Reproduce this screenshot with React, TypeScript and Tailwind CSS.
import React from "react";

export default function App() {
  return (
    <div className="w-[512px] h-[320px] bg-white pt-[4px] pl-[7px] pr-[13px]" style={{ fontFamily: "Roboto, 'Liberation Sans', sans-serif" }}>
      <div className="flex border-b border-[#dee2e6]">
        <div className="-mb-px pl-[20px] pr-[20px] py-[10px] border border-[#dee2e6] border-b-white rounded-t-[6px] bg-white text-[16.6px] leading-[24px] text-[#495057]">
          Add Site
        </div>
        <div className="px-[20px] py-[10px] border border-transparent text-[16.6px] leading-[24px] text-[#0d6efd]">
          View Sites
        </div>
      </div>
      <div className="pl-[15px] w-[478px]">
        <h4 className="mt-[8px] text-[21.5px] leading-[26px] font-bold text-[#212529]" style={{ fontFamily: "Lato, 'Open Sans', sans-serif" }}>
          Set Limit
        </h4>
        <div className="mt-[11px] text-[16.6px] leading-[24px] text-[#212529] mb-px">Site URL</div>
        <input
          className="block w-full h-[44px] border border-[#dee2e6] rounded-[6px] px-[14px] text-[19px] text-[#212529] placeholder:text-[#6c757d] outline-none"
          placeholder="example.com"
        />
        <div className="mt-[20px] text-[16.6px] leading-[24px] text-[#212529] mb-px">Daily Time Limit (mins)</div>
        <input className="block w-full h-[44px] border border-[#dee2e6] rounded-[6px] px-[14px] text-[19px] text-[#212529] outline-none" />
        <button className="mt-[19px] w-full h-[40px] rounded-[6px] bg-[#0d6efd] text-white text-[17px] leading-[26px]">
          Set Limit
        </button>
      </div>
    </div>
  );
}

◇ ◇ ◇

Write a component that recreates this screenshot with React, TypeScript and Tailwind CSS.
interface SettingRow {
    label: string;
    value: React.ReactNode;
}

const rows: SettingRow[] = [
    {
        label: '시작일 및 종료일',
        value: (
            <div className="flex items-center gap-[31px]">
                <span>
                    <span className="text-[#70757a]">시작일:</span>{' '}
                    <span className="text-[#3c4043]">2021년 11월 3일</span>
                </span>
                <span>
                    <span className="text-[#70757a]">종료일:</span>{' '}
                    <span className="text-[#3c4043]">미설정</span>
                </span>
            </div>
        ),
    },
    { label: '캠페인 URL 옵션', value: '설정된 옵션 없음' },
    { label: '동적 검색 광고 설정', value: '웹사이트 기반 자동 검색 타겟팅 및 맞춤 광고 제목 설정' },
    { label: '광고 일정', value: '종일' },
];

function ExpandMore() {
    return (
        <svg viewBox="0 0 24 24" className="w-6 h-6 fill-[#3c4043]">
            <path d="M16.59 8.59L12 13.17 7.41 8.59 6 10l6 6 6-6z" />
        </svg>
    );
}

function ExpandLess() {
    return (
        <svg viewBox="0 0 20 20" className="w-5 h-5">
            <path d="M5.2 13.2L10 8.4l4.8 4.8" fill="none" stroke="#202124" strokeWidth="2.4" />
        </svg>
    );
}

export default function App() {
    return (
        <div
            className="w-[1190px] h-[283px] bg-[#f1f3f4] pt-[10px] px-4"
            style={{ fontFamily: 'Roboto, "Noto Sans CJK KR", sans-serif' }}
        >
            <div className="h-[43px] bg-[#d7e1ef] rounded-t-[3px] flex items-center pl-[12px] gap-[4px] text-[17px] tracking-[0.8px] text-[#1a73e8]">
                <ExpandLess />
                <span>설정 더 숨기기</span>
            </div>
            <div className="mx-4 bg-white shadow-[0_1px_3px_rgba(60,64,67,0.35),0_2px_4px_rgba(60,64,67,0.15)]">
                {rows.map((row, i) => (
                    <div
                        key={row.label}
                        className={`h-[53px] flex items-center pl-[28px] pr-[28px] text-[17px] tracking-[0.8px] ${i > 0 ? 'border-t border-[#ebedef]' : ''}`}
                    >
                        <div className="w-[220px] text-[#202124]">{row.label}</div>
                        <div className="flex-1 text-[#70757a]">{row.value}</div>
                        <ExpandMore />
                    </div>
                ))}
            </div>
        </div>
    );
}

◇ ◇ ◇

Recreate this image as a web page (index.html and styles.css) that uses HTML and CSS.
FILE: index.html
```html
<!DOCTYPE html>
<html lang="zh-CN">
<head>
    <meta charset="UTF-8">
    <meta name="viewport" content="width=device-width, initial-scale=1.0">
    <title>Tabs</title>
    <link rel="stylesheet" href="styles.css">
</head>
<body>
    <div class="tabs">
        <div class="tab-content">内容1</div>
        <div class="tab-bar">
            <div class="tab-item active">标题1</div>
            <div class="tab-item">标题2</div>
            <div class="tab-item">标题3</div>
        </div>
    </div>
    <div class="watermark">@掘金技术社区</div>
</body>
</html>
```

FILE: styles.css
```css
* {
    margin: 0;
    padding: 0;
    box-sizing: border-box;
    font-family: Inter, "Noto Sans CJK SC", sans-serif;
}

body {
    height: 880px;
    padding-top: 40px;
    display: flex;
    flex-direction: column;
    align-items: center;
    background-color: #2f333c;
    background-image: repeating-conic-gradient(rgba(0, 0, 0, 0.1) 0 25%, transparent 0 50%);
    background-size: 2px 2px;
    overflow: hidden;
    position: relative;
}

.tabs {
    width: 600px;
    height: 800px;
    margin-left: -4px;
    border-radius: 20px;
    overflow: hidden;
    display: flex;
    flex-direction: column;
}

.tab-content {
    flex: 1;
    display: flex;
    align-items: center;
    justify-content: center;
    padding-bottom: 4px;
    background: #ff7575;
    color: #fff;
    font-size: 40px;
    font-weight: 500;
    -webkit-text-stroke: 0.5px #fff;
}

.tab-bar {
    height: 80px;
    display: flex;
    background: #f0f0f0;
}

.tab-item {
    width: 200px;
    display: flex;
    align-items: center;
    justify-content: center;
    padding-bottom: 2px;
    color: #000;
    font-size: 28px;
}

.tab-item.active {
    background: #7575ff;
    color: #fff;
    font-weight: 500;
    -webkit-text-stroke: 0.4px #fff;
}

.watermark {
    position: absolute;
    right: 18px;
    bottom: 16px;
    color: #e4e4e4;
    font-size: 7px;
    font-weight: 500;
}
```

◇ ◇ ◇

TASK TO CARRY OUT. Go back over the listing above and copy exactly the lines that begin at the line with "Reproduce this screenshot" and stop after the line with "import React from"; leave out every other line.

TASK SOLUTION.
Reproduce this screenshot with React, TypeScript and Tailwind CSS.
import React from "react";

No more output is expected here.